• **TASK INSTRUCTIONS**
Transcribe the stretch of entries below from the line with "Write a web" through the line with "h-[2436px] w-[1125px] flex-col", exactly and with both ends included; leave out all other lines.

________________________

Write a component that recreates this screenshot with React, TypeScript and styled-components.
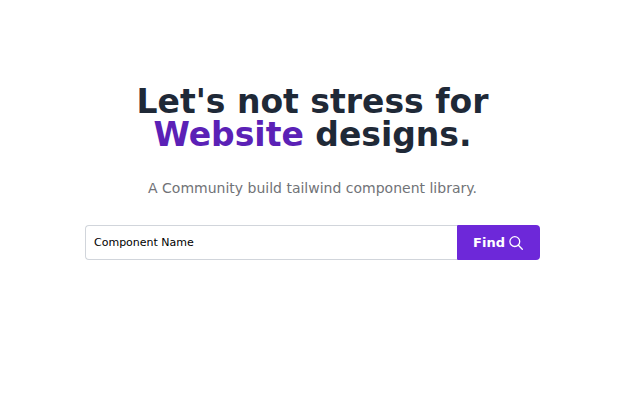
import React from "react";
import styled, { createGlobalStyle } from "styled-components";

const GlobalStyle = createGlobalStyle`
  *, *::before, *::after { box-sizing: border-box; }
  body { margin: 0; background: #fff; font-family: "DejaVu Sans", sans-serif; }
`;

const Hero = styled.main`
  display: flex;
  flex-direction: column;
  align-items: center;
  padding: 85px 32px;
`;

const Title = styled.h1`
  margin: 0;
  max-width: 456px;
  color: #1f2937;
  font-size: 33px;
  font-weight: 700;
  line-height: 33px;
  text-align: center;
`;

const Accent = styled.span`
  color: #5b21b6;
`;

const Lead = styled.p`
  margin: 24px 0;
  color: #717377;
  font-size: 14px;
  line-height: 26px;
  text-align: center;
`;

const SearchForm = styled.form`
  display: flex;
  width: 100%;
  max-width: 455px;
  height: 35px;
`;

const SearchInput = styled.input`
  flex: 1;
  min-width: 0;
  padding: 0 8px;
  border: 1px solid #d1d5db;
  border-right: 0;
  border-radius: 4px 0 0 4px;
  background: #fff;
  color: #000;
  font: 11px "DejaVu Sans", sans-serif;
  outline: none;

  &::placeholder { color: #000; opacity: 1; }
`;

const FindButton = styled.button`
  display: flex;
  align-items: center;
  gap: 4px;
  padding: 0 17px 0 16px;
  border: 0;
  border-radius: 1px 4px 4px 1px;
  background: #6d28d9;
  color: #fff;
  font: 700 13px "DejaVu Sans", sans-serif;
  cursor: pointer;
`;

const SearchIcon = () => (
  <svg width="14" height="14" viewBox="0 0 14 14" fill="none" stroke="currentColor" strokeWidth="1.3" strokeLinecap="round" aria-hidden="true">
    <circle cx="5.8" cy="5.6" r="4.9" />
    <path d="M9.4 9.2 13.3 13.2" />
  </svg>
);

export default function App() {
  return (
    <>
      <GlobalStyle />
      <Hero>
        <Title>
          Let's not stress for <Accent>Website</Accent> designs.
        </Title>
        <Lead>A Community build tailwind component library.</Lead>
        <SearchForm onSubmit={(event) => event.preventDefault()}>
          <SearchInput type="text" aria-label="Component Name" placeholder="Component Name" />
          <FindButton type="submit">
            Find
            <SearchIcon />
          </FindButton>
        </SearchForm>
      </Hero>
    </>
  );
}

________________________

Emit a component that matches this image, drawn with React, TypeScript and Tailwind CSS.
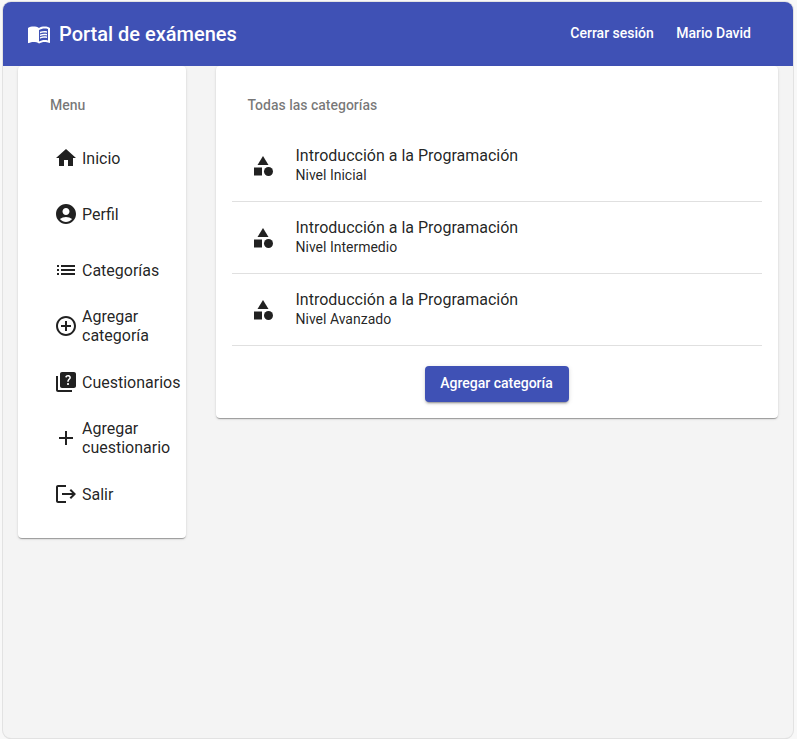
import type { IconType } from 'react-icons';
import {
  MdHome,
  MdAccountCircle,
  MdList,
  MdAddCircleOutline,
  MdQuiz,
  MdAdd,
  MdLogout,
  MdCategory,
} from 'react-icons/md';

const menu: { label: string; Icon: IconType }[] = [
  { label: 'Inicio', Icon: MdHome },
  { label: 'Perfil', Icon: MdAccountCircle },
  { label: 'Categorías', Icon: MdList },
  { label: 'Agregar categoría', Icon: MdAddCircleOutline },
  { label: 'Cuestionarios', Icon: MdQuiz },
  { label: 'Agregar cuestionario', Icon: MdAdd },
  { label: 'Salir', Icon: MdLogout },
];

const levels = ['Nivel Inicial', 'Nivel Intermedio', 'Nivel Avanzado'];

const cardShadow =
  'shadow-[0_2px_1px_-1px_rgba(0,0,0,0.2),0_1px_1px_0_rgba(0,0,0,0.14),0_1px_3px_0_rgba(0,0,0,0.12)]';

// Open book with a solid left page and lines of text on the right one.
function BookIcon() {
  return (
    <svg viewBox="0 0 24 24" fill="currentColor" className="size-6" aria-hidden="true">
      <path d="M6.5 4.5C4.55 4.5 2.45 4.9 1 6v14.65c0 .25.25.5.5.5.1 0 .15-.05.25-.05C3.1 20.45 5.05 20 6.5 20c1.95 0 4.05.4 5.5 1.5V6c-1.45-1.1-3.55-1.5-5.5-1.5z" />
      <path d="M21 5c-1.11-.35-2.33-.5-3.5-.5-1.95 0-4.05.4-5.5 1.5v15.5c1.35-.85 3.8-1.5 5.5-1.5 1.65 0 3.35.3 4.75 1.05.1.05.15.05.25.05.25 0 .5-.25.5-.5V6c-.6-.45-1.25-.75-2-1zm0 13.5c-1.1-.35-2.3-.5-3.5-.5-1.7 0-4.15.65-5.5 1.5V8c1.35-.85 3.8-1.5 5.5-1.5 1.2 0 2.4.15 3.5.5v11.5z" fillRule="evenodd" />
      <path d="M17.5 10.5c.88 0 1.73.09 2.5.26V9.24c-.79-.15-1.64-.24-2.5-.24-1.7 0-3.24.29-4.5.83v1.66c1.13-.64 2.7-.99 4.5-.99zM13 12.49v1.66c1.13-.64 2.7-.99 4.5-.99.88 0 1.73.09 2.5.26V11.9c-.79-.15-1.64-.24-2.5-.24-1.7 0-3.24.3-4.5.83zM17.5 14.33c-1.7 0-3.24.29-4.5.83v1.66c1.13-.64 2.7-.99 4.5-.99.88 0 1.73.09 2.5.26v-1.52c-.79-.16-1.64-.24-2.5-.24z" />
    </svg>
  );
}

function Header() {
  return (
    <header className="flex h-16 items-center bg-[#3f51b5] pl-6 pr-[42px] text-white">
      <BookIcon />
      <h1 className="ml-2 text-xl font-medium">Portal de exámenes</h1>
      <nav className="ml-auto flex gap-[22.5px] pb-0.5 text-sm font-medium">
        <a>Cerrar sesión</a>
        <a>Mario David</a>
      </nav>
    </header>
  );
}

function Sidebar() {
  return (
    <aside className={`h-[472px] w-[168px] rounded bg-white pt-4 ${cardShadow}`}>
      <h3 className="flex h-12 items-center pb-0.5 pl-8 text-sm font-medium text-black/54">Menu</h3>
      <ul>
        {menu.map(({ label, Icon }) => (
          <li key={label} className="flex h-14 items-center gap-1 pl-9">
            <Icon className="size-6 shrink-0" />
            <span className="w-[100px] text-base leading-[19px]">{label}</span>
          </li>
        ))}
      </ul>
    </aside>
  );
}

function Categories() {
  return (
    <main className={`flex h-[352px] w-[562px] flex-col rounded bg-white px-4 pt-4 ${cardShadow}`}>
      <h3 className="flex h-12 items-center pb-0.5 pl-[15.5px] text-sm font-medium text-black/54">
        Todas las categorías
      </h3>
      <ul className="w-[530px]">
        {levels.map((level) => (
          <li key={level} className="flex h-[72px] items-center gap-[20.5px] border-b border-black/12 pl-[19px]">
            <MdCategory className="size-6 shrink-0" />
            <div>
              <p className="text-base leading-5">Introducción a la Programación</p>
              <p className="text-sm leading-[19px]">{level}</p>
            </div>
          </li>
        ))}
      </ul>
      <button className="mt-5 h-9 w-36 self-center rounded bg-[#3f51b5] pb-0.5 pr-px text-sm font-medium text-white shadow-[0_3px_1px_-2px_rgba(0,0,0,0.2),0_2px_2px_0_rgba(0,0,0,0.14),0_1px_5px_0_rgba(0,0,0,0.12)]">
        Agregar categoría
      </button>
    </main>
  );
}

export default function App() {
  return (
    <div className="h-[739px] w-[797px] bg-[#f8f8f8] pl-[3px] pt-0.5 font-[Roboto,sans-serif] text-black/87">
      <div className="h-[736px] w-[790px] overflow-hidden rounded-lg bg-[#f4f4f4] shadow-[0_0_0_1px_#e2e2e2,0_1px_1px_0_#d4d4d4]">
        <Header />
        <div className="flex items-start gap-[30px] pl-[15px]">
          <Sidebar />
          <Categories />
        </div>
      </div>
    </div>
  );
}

________________________

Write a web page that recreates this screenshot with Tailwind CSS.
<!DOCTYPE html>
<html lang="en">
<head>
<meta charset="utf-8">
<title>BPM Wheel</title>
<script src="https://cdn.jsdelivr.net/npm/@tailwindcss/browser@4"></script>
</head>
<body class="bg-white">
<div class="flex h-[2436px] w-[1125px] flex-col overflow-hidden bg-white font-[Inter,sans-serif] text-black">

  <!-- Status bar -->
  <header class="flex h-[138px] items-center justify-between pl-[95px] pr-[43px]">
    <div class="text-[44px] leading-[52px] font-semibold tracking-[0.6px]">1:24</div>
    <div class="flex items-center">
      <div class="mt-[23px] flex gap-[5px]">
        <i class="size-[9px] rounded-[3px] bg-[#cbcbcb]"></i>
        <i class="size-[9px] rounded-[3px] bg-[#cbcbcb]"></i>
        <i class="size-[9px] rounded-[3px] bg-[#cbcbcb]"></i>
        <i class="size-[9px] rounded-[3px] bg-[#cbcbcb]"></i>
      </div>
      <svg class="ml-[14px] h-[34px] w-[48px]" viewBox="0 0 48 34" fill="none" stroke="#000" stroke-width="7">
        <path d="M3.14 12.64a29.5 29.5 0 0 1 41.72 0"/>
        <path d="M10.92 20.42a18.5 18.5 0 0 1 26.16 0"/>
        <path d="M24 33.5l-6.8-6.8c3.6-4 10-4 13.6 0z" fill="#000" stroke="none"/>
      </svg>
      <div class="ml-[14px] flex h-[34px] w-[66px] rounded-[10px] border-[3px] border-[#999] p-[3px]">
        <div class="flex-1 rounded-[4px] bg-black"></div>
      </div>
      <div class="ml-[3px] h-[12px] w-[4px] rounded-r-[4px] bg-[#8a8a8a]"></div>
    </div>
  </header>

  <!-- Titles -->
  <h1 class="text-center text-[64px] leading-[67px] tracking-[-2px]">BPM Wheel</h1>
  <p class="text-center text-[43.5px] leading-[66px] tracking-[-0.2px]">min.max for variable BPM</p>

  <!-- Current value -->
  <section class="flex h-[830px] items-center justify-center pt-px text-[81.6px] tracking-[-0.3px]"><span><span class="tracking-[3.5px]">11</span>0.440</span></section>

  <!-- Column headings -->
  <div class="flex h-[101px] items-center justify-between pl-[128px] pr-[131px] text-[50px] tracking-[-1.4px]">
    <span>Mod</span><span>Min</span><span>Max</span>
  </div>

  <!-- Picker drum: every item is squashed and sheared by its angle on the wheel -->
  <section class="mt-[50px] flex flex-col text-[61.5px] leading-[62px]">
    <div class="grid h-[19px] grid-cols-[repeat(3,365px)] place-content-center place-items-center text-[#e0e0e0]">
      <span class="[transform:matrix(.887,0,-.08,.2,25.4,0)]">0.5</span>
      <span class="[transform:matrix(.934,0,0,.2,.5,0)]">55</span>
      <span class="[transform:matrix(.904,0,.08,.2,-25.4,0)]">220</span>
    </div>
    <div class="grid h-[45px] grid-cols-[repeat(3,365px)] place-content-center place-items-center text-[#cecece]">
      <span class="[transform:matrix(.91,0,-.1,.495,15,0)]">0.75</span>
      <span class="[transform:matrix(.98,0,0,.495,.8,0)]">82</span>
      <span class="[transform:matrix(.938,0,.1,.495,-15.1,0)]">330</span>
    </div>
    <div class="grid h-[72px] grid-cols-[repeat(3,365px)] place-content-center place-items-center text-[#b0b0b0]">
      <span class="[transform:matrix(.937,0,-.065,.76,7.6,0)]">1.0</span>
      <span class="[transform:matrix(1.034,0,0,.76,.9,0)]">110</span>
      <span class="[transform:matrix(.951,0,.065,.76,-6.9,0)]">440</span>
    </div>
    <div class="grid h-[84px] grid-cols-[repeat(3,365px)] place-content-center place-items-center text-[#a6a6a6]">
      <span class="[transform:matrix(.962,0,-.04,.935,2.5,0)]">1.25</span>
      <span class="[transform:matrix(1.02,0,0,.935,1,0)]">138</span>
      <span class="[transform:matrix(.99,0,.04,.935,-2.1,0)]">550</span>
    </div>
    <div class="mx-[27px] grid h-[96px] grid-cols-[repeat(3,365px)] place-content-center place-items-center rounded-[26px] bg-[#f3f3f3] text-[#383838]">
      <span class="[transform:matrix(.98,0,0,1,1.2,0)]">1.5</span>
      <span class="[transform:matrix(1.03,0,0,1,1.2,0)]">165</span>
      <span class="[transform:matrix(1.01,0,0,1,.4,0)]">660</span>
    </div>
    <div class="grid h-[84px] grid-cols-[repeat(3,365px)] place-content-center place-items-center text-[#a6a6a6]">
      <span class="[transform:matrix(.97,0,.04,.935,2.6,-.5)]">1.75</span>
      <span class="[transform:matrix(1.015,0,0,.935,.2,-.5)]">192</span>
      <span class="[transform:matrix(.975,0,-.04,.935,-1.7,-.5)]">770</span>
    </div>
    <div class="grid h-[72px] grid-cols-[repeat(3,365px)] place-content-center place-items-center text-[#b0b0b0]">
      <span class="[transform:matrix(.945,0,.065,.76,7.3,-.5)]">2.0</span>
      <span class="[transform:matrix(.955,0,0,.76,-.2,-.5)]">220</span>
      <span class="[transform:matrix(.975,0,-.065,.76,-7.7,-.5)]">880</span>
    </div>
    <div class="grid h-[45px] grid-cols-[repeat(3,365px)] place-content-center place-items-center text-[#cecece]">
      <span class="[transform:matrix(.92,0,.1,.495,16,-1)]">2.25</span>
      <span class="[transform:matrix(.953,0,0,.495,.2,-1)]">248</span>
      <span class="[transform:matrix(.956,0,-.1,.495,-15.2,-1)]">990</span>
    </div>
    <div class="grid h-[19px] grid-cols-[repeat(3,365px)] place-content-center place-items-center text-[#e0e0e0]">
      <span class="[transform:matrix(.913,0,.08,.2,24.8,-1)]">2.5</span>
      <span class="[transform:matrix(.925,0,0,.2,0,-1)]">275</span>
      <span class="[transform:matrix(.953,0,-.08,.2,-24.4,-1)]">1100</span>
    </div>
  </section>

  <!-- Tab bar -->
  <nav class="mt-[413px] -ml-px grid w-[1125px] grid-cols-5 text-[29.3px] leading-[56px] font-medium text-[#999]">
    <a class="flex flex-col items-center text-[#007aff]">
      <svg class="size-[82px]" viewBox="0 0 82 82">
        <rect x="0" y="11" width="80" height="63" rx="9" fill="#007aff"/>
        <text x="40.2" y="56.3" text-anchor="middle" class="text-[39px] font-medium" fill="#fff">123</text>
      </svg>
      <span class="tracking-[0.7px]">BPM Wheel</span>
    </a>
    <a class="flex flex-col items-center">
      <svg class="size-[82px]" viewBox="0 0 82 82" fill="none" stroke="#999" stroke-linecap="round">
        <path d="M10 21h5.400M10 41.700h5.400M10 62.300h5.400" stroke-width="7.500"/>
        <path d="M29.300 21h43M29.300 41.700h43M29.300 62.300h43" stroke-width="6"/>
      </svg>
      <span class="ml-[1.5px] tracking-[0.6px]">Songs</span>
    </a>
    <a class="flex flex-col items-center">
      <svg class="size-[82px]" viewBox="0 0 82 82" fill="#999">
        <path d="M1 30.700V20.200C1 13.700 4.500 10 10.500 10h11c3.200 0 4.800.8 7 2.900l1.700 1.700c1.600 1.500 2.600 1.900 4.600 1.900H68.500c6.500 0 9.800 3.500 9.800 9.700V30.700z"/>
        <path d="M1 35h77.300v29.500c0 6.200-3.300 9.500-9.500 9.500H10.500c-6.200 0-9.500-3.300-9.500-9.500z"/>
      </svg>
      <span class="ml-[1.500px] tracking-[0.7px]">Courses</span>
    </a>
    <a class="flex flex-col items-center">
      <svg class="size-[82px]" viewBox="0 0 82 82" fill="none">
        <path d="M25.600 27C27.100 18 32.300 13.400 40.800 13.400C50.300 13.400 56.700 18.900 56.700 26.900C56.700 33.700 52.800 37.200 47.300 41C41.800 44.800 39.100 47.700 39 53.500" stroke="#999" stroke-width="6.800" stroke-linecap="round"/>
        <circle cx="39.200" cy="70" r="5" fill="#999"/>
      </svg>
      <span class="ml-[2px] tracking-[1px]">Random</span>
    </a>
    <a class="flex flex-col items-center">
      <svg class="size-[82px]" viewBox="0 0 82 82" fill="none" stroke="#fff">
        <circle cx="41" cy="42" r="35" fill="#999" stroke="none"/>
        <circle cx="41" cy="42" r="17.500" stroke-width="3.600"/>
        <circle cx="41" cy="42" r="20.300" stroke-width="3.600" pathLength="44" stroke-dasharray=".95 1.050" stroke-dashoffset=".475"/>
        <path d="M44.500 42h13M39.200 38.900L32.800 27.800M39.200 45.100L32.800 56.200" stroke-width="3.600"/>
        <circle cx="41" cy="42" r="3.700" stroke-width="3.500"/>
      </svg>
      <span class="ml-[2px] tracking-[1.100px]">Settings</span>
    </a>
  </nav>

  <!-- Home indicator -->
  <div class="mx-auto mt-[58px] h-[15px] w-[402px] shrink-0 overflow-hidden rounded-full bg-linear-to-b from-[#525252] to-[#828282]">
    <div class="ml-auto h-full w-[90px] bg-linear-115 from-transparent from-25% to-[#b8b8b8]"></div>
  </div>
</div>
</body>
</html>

________________________

• **RESULT OF THE EXERCISE**
Write a web page that recreates this screenshot with Tailwind CSS.
<!DOCTYPE html>
<html lang="en">
<head>
<meta charset="utf-8">
<title>BPM Wheel</title>
<script src="https://cdn.jsdelivr.net/npm/@tailwindcss/browser@4"></script>
</head>
<body class="bg-white">
<div class="flex h-[2436px] w-[1125px] flex-col overflow-hidden bg-white font-[Inter,sans-serif] text-black">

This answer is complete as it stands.